Learning in Time-Varying Monotone Network Games with Dynamic Populations
Feras Al Taha, Kiran Rokade, Francesca Parise
TL;DR
This work addresses learning in multi-agent settings with time-varying networks and dynamic participation by modeling stage interactions via a random network with independent realizations. It shows that projected gradient dynamics converge almost surely and in mean-square to the Nash equilibrium of the expected-cost game defined by the operator $\tilde{F}$, and that the learned profile is an $\epsilon$-Nash equilibrium for each stage with high probability, accompanied by non-asymptotic regret guarantees.
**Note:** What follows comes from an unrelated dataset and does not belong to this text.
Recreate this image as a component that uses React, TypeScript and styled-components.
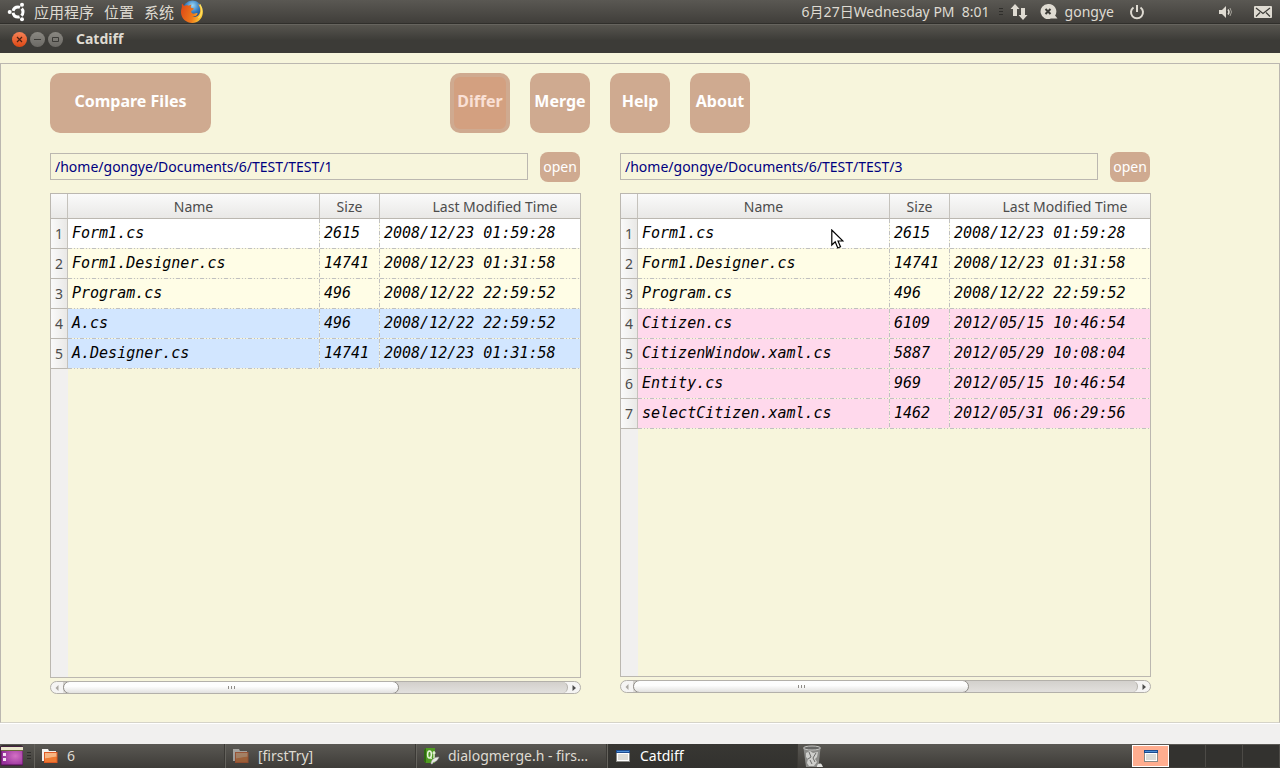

The results extend previous linear-quadratic analyses to the broader class of smooth, strongly monotone network games and provide rates and mean-square convergence under diminishing step sizes. This provides rigorous guidance for open, dynamic MAS design where network topology and participation fluctuate over time, enabling robust learning and performance guarantees under uncertainty.
Abstract
In this paper, we present a framework for multi-agent learning in a nonstationary dynamic network environment. More specifically, we examine projected gradient play in smooth monotone repeated network games in which the agents' participation and connectivity vary over time. We model this changing system with a stochastic network which takes a new independent realization at each repetition. We show that the strategy profile learned by the agents through projected gradient dynamics over the sequence of network realizations converges to a Nash equilibrium of the game in which players minimize their expected cost, almost surely and in the mean-square sense. We then show that the learned strategy profile is an almost Nash equilibrium of the game played by the agents at each stage of the repeated game with high probability. Using these two results, we derive non-asymptotic bounds on the regret incurred by the agents.